Leading onto nouveau-jazz, Tom Misch’s collaborative and fantastic debut LP Geography is another record that has expanded genres and styles this year. With warped jazz pianos and bass, Misch’s pensive vocal and the craftsmanship of each track made the album stand out. The collaborations with Loyle Carner, De La Soul, GoldLink, and Poppy Ajudha only developed the album further, really densely filling it with enchanting and soulful tracks.

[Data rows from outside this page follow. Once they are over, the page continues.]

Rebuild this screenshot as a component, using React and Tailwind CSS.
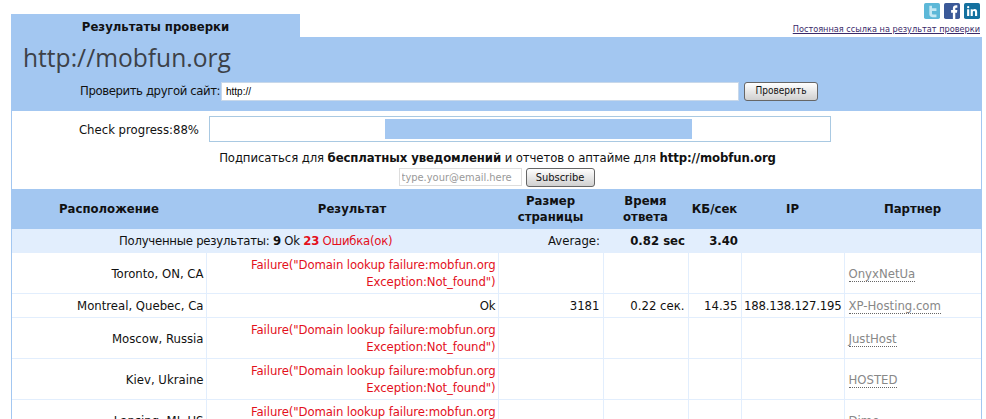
const rows = [
  { place: 'Toronto, ON, CA', fail: true, partner: 'OnyxNetUa', h: 'h-[40px]' },
  { place: 'Montreal, Quebec, Ca', size: '3181', time: '0.22 сек.', speed: '14.35', ip: '188.138.127.195', partner: 'XP-Hosting.com', h: 'h-[24px]' },
  { place: 'Moscow, Russia', fail: true, partner: 'JustHost', h: 'h-[41px]' },
  { place: 'Kiev, Ukraine', fail: true, partner: 'HOSTED', h: 'h-[41px]' },
  { place: 'Lansing, MI, US', fail: true, partner: 'Dime', h: 'h-[41px]' },
];

function Social() {
  return (
    <div className="flex justify-end gap-[4px] pr-[6px] h-[24px] pt-[3px]">
      <svg width="16" height="16" viewBox="0 0 18 18">
        <rect width="18" height="18" rx="2" fill="#5cb8d8" />
        <path d="M6 3h3v3h5v3H9v2.500c0 1 .5 1.500 1.500 1.500H14v3h-4.500C7 16 6 14.500 6 12.500z" fill="#c4e8f4" />
      </svg>
      <svg width="16" height="16" viewBox="0 0 18 18">
        <rect width="18" height="18" rx="2" fill="#3b5998" />
        <path d="M10 18v-7H8V8h2V6c0-2.500 1.500-3.500 3.500-3.500H15v2.800h-1c-1 0-1.300.4-1.300 1.200v1.500H15l-.4 3h-1.900v7z" fill="#fff" />
      </svg>
      <svg width="16" height="16" viewBox="0 0 18 18">
        <rect width="18" height="18" rx="2" fill="#14719f" />
        <path d="M3.500 7h2.400v7.500H3.500zM3.400 4.700a1.300 1.300 0 1 1 2.600 0 1.300 1.300 0 0 1-2.600 0zM7.500 7h2.300v1c.5-.8 1.300-1.200 2.300-1.200 1.900 0 2.700 1.200 2.700 3.200v4.500h-2.400v-4c0-1-.3-1.600-1.200-1.600s-1.300.7-1.300 1.600v4H7.500z" fill="#fff" />
      </svg>
    </div>
  );
}

export default function App() {
  return (
    <div className="h-[419px] overflow-hidden bg-white text-[#111] text-[13px] font-['DejaVu_Sans_Condensed','DejaVu_Sans',sans-serif] [font-stretch:condensed]">
      <Social />
      <div className="flex justify-between items-start pl-[11px] pr-[6px] -mt-[10px] h-[23px]">
        <div className="w-[289px] h-[23px] bg-[#a3c7f1] text-center font-bold leading-[26px] text-[13px]">Результаты проверки</div>
        <a className="mt-[9px] text-[9.1px] leading-[12px] text-[#3a2a6a] underline">Постоянная ссылка на результат проверки</a>
      </div>
      <div className="ml-[11px] mr-[4px] border-l border-r border-[#a3c7f1]">
        <div className="h-[74px] bg-[#a3c7f1]">
          <div className="pl-[11px] h-[40px] text-[24.6px] leading-[41px] text-[#3c4148] font-['Open_Sans',sans-serif] [font-stretch:normal]">http://mobfun.org</div>
          <div className="flex items-center h-[28px]">
            <span className="ml-[68px] w-[141px] whitespace-nowrap tracking-[-0.4px]">Проверить другой сайт:</span>
            <input
              readOnly
              value="http://"
              className="w-[518px] h-[19px] bg-white pl-[4px] pr-[5px] text-[10px] text-black border border-[#c8d8ea] outline-none font-['Liberation_Sans',sans-serif]"
            />
            <button className="ml-[5px] w-[74px] h-[19px] rounded-[3px] border border-[#666] bg-gradient-to-b from-white to-[#d0d0d0] text-[10px] leading-none">Проверить</button>
          </div>
        </div>
        <div className="flex items-start pt-[5px] h-[39px]">
          <div className="w-[197px] h-[26px] leading-[28px] text-right pr-[10px]">Check progress:88%</div>
          <div className="w-[622px] h-[26px] border border-[#a9c9e2] px-[175px] py-[2px]">
            <div className="w-[307px] h-full bg-[#a3c7f1]" />
          </div>
        </div>
        <div className="text-center leading-[15px] h-[15px] pl-[2px] tracking-[-0.1px]">
          Подписаться для <b>бесплатных уведомлений</b> и отчетов о аптайме для <b>http://mobfun.org</b>
        </div>
        <div className="flex justify-center items-center gap-[4px] h-[24px]">
          <input
            readOnly
            placeholder="type.your@email.here"
            className="w-[123px] h-[18px] px-[2px] text-[11px] border border-[#ddd] outline-none placeholder:text-[#999]"
          />
          <button className="w-[69px] h-[19px] rounded-[3px] border border-[#666] bg-gradient-to-b from-white to-[#d0d0d0] text-[11px] leading-none">Subscribe</button>
        </div>
        <table className="w-full table-fixed border-collapse">
          <colgroup>
            <col className="w-[194px]" />
            <col className="w-[292px]" />
            <col className="w-[105px]" />
            <col className="w-[85px]" />
            <col className="w-[53px]" />
            <col className="w-[103px]" />
            <col />
          </colgroup>
          <thead>
            <tr className="h-[40px] bg-[#a3c7f1] font-bold leading-[16px]">
              <th>Расположение</th>
              <th>Результат</th>
              <th>Размер<br />страницы</th>
              <th>Время<br />ответа</th>
              <th>КБ/сек</th>
              <th>IP</th>
              <th>Партнер</th>
            </tr>
          </thead>
          <tbody>
            <tr className="h-[24px] bg-[#e2eefd]">
              <td colSpan={2} className="pl-[107px] tracking-[-0.25px]">
                Полученные результаты: <b>9</b> Ok <b className="text-[#e3101c]">23</b> <span className="text-[#e3101c]">Ошибка(ок)</span>
              </td>
              <td className="text-right pr-[3px]">Average:</td>
              <td className="text-right pr-[3px] font-bold">0.82 sec</td>
              <td className="text-right pr-[3px] font-bold">3.40</td>
              <td />
              <td />
            </tr>
            {rows.map((r) => (
              <tr key={r.place} className={`${r.h} border-b border-[#e2eefd]`}>
                <td className="text-right pr-[2px] pt-[2px] border-r border-[#e2eefd]">{r.place}</td>
                <td className={`text-right pr-[2px] pt-[1px] leading-[17px] tracking-[-0.1px] border-r border-[#e2eefd] ${r.fail ? 'text-[#e3101c]' : ''}`}>
                  {r.fail ? <>Failure("Domain lookup failure:mobfun.org<br />Exception:Not_found")</> : 'Ok'}
                </td>
                <td className="text-right pr-[3px] pt-[2px] border-r border-[#e2eefd]">{r.size}</td>
                <td className="text-right pr-[3px] pt-[2px] border-r border-[#e2eefd]">{r.time}</td>
                <td className="text-right pr-[3px] pt-[2px] border-r border-[#e2eefd]">{r.speed}</td>
                <td className="text-right pr-[2px] pt-[2px] tracking-[-0.2px] border-r border-[#e2eefd] whitespace-nowrap">{r.ip}</td>
                <td className="pl-[4px] pt-[2px]">
                  <span className="text-[#888] border-b border-dotted border-[#666]">{r.partner}</span>
                </td>
              </tr>
            ))}
          </tbody>
        </table>
      </div>
    </div>
  );
}
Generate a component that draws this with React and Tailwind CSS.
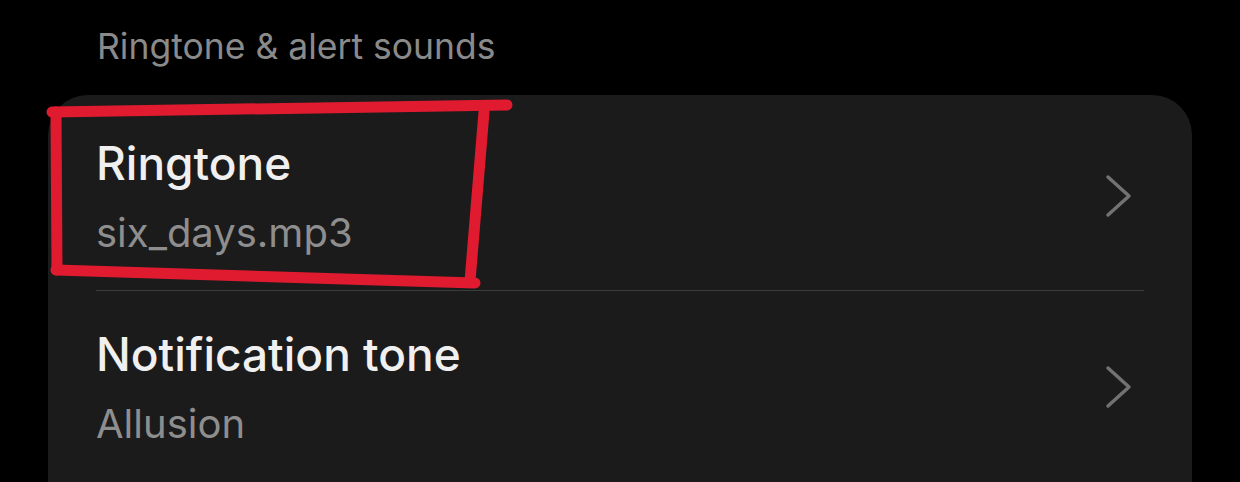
import React from "react";

function Chevron() {
  return (
    <svg width="30" height="46" viewBox="0 0 30 46" className="shrink-0 mr-[10px]">
      <path d="M4 4 L25 23 L4 42" fill="none" stroke="#727272" strokeWidth="3.5" strokeLinecap="round" strokeLinejoin="round" />
    </svg>
  );
}

function Row({ title, value, className }) {
  return (
    <div className={`flex items-center justify-between ${className}`}>
      <div className="flex flex-col">
        <div className="text-[46px] leading-[56px] font-medium text-[#f0f0f0]">{title}</div>
        <div className="mt-[18px] text-[40px] leading-[48px] text-[#8e8e8e]">{value}</div>
      </div>
      <Chevron />
    </div>
  );
}

export default function App() {
  return (
    <div
      className="relative w-[1240px] h-[482px] overflow-hidden bg-black"
      style={{ fontFamily: "Inter, 'Noto Sans', sans-serif" }}
    >
      <div className="pl-[97px] pt-[26px] text-[35.5px] leading-[42px] text-[#8a8a8a]">
        Ringtone &amp; alert sounds
      </div>
      <div className="mt-[27px] ml-[48px] w-[1144px] rounded-t-[40px] bg-[#1b1b1b] px-[48px] pb-[20px]">
        <Row title="Ringtone" value="six_days.mp3" className="pt-[40px] pb-[33px]" />
        <div className="h-px bg-[#3c3c3c]" />
        <Row title="Notification tone" value="Allusion" className="pt-[35px] pb-[40px]" />
        <div className="h-px bg-[#3c3c3c]" />
      </div>
      <svg
        className="absolute left-0 top-0 pointer-events-none"
        width="1240"
        height="482"
        viewBox="0 0 1240 482"
      >
        <g fill="none" stroke="#e01b30" strokeWidth="11" strokeLinecap="round" strokeLinejoin="round">
          <path d="M52 112 L507 105" />
          <path d="M56 112 L57 270" />
          <path d="M56 270 L475 283" />
          <path d="M484 112 L470 281" />
        </g>
      </svg>
    </div>
  );
}
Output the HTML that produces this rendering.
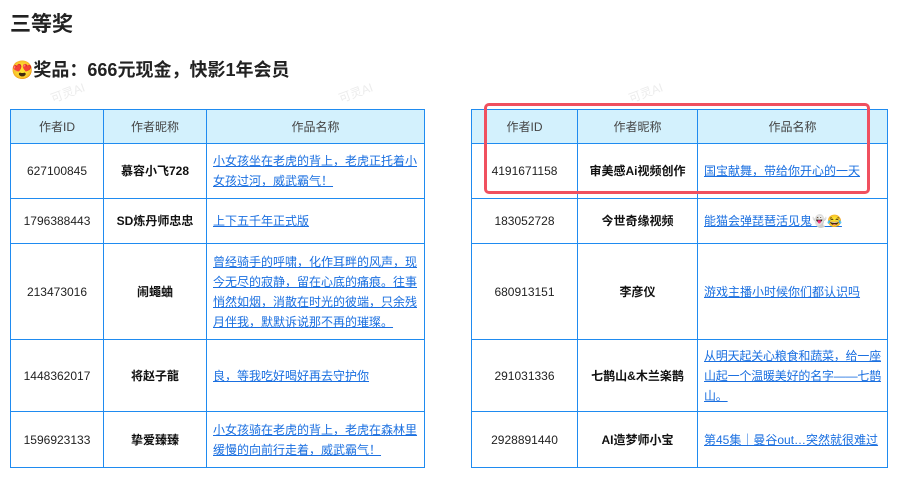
<!DOCTYPE html>
<html><head><meta charset="utf-8"><style>
body{margin:0;width:899px;height:488px;background:#fff;font-family:"Liberation Sans","Noto Sans CJK SC",sans-serif;color:#222;position:relative;overflow:hidden}
h1{position:absolute;left:10px;top:8px;margin:0;font-size:21px;font-weight:bold;color:#222}
h2{position:absolute;left:11px;top:56px;margin:0;font-size:18px;font-weight:bold;color:#222}
table{position:absolute;top:109px;border-collapse:collapse;font-size:12px;table-layout:fixed}
td,th{border:1px solid #1f8bf0;text-align:center;padding:0 6px;line-height:20px}
th{background:#d3f1fd;font-weight:normal;color:#444;height:33px}
td.n{font-weight:bold;color:#111}
td.l{text-align:left;padding:0 5px 0 6px}
a{color:#1a6fe0;text-decoration:underline}
.nw{white-space:nowrap;display:block;letter-spacing:-0.2px}
.box{position:absolute;left:484px;top:103px;width:380px;height:85px;border:3px solid #f0505f;border-radius:5px}
.wm{position:absolute;color:#ececec;font-size:12px;transform:rotate(-20deg)}
</style></head><body>
<h1>三等奖</h1>
<h2>😍奖品：666元现金，快影1年会员</h2>
<span class="wm" style="left:50px;top:84px">可灵AI</span>
<span class="wm" style="left:338px;top:84px">可灵AI</span>
<span class="wm" style="left:628px;top:84px">可灵AI</span>
<table style="left:10px;width:414px">
<col style="width:93px"><col style="width:103px"><col style="width:218px">
<tr><th>作者ID</th><th>作者昵称</th><th>作品名称</th></tr>
<tr style="height:55px"><td>627100845</td><td class="n">慕容小飞728</td><td class="l"><a>小女孩坐在老虎的背上，老虎正托着小女孩过河，威武霸气！</a></td></tr>
<tr style="height:45px"><td>1796388443</td><td class="n">SD炼丹师忠忠</td><td class="l"><a>上下五千年正式版</a></td></tr>
<tr style="height:96px"><td>213473016</td><td class="n">闹蠅蛐</td><td class="l"><a>曾经骑手的呼啸，化作耳畔的风声，现今无尽的寂静，留在心底的痛痕。往事悄然如烟，消散在时光的彼端，只余残月伴我，默默诉说那不再的璀璨。</a></td></tr>
<tr style="height:72px"><td>1448362017</td><td class="n">将赵子龍</td><td class="l"><a>良，等我吃好喝好再去守护你</a></td></tr>
<tr style="height:56px"><td>1596923133</td><td class="n">挚爱臻臻</td><td class="l"><a>小女孩骑在老虎的背上，老虎在森林里缓慢的向前行走着，威武霸气！</a></td></tr>
</table>
<table style="left:471px;width:416px">
<col style="width:106px"><col style="width:120px"><col style="width:190px">
<tr><th>作者ID</th><th>作者昵称</th><th>作品名称</th></tr>
<tr style="height:55px"><td>4191671158</td><td class="n">审美感Ai视频创作</td><td class="l"><a>国宝献舞，带给你开心的一天</a></td></tr>
<tr style="height:45px"><td>183052728</td><td class="n">今世奇缘视频</td><td class="l"><a>能猫会弹琵琶活见鬼👻😂</a></td></tr>
<tr style="height:96px"><td>680913151</td><td class="n">李彦仪</td><td class="l"><a>游戏主播小时候你们都认识吗</a></td></tr>
<tr style="height:72px"><td>291031336</td><td class="n">七鹊山&amp;木兰楽鹊</td><td class="l" style="padding-right:0"><span class="nw"><a>从明天起关心粮食和蔬菜，给一座</a></span><span class="nw"><a>山起一个温暖美好的名字——七鹊</a></span><span class="nw"><a>山。</a></span></td></tr>
<tr style="height:56px"><td>2928891440</td><td class="n">AI造梦师小宝</td><td class="l"><a>第45集｜曼谷out…突然就很难过</a></td></tr>
</table>
<div class="box"></div>
</body></html>
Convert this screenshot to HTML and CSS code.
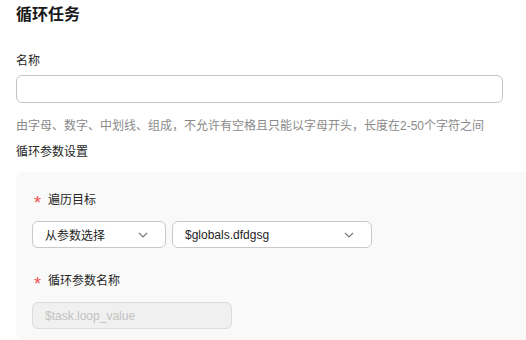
FILE: index.html
```html
<!DOCTYPE html>
<html lang="zh-CN">
<head>
    <meta charset="UTF-8">
    <meta name="viewport" content="width=device-width, initial-scale=1.0">
    <title>循环任务</title>
    <link rel="stylesheet" href="styles.css">
</head>
<body>
    <div class="page">
        <h1 class="title">循环任务</h1>

        <div class="field name-field">
            <label class="label">名称</label>
            <input class="input" type="text">
            <p class="hint">由字母、数字、中划线、组成，不允许有空格且只能以字母开头，长度在2-50个字符之间</p>
        </div>

        <div class="section-title">循环参数设置</div>

        <div class="panel">
            <div class="field">
                <label class="label required"><span class="star">*</span>遍历目标</label>
                <div class="select-row">
                    <div class="select small">
                        <span>从参数选择</span>
                        <svg class="arrow" width="10" height="6" viewBox="0 0 10 6"><path d="M1 1 L5 5 L9 1" fill="none" stroke="#777" stroke-width="1.1"/></svg>
                    </div>
                    <div class="select large">
                        <span>$globals.dfdgsg</span>
                        <svg class="arrow" width="10" height="6" viewBox="0 0 10 6"><path d="M1 1 L5 5 L9 1" fill="none" stroke="#777" stroke-width="1.1"/></svg>
                    </div>
                </div>
            </div>

            <div class="field">
                <label class="label required"><span class="star">*</span>循环参数名称</label>
                <input class="input disabled" type="text" placeholder="$task.loop_value" disabled>
            </div>
        </div>
    </div>
</body>
</html>
```

FILE: styles.css
```css
* {
    margin: 0;
    padding: 0;
    box-sizing: border-box;
}
body {
    font-family: "Liberation Sans", "Noto Sans CJK SC", sans-serif;
    font-size: 12px;
    color: #252525;
    background: #fff;
    overflow: hidden;
}

.page {
    padding: 3px 0 0 16px;
}
.title {
    font-size: 16px;
    font-weight: 700;
    line-height: 24px;
    color: #191919;
}

.field {
    display: flex;
    flex-direction: column;
}
.name-field {
    width: 487px;
    margin-top: 25px;
}
.label {
    line-height: 18px;
    margin-bottom: 5px;
}
.label.required {
    display: flex;
    align-items: center;
    margin-bottom: 12px;
}
.star {
    display: inline-block;
    width: 16px;
    height: 18px;
    padding: 3px 0 0 2px;
    color: #ef5050;
    font-size: 18px;
    line-height: 18px;
}
.input {
    height: 28px;
    border: 1px solid #c4c4c4;
    border-radius: 6px;
    background: #fff;
    padding: 0 12px;
    font-family: inherit;
    font-size: 12px;
    outline: none;
}
.input.disabled {
    width: 200px;
    height: 27px;
    background: #f0f0f0;
    border-color: #dcdcdc;
}
.input.disabled::placeholder {
    color: #c2c2c2;
}
.hint {
    color: #8a8a8a;
    line-height: 18px;
    margin-top: 14px;
}

.section-title {
    line-height: 18px;
    margin-top: 8px;
}

.panel {
    margin-top: 11px;
    background: #f9f9f9;
    border-radius: 8px 0 0 8px;
    padding: 19px 16px 12px;
    display: flex;
    flex-direction: column;
    gap: 24px;
}
.select-row {
    display: flex;
    gap: 6px;
}
.select {
    height: 27px;
    border: 1px solid #c8c8c8;
    border-radius: 6px;
    background: #fff;
    display: flex;
    align-items: center;
    justify-content: space-between;
    padding: 0 17px 0 12px;
    font-size: 12px;
}
.select.small {
    width: 134px;
}
.select.large {
    width: 200px;
}
.arrow {
    display: block;
}
```
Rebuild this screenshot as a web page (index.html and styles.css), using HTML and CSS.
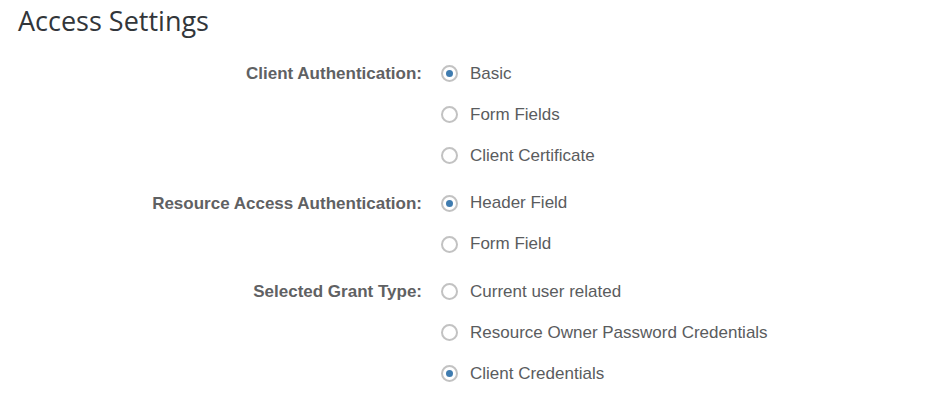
FILE: index.html
```html
<!DOCTYPE html>
<html>
<head>
<meta charset="utf-8">
<link rel="stylesheet" href="styles.css">
</head>
<body>
<h1 class="title">Access Settings</h1>
<div class="form">
  <div class="field">
    <div class="label">Client Authentication:</div>
    <div class="options">
      <label class="option"><span class="radio checked"></span><span class="text">Basic</span></label>
      <label class="option"><span class="radio"></span><span class="text">Form Fields</span></label>
      <label class="option"><span class="radio"></span><span class="text">Client Certificate</span></label>
    </div>
  </div>
  <div class="field">
    <div class="label">Resource Access Authentication:</div>
    <div class="options">
      <label class="option"><span class="radio checked"></span><span class="text">Header Field</span></label>
      <label class="option"><span class="radio"></span><span class="text">Form Field</span></label>
    </div>
  </div>
  <div class="field">
    <div class="label">Selected Grant Type:</div>
    <div class="options">
      <label class="option"><span class="radio"></span><span class="text">Current user related</span></label>
      <label class="option"><span class="radio"></span><span class="text">Resource Owner Password Credentials</span></label>
      <label class="option"><span class="radio checked"></span><span class="text">Client Credentials</span></label>
    </div>
  </div>
</div>
</body>
</html>
```
FILE: styles.css
```css
html, body {
  margin: 0;
  padding: 0;
  background: #ffffff;
}
body {
  font-family: "Liberation Sans", Arial, sans-serif;
  color: #5a5c5e;
}
.title {
  margin: 0;
  padding: 3px 0 0 18px;
  font-family: "Open Sans", sans-serif;
  font-weight: 400;
  font-size: 27px;
  line-height: 36px;
  color: #32363a;
}
.form {
  display: flex;
  flex-direction: column;
  gap: 6.5px;
  padding-top: 14px;
}
.field {
  display: grid;
  grid-template-columns: 422px 1fr;
  column-gap: 19px;
}
.label {
  text-align: right;
  font-weight: 700;
  font-size: 17px;
  line-height: 41px;
  color: #5f6163;
}
.options {
  display: flex;
  flex-direction: column;
}
.option {
  display: flex;
  align-items: center;
  height: 41px;
  gap: 12px;
  font-size: 17px;
  color: #5a5c5e;
}
.radio {
  box-sizing: border-box;
  width: 17px;
  height: 17px;
  border: 2px solid #c2c2c2;
  border-radius: 50%;
  display: flex;
  align-items: center;
  justify-content: center;
}
.radio.checked::after {
  content: "";
  width: 7px;
  height: 7px;
  border-radius: 50%;
  background: #3f7cb0;
}
```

One final alteration I’m going to suggest, even though I genuinely could list album after album, is the addition of Let’s Eat Grandma’s recently-released second effort I’m All Ears. Let’s Eat Grandma are an emphatic duo, who, with I’m All Ears have managed to generously and easily sum up the struggles of womanhood on this record. The synth-heavy production and artistic scathe of the duo solidified I’m All Ears as one of the most important records of the year immediately upon its release. Whilst doing so much for character relatability, the record builds upon the wholly experimental nature of the duo’s sound, generating something glitchy and glittery and addictive.
The Mercury Prize will always be just one of those things that gets music fans up in arms once a year. Whether you’re a fan or a critic of the nominations, there will always, always be something to talk about. It’s just a shame that, in this past year, there has been a true renaissance in music--if you just scratch beneath the surface. All the artists I have mentioned, plus countless, countless more (Boy Azooga, Superorganism (if they qualify--they’re not all British, but are based in London), SOPHIE, Jon Hopkins, to name but a few) are truly reshaping popular music and popular culture. It’s such a shame that even a prize dedicating to championing innovation fails to innovate.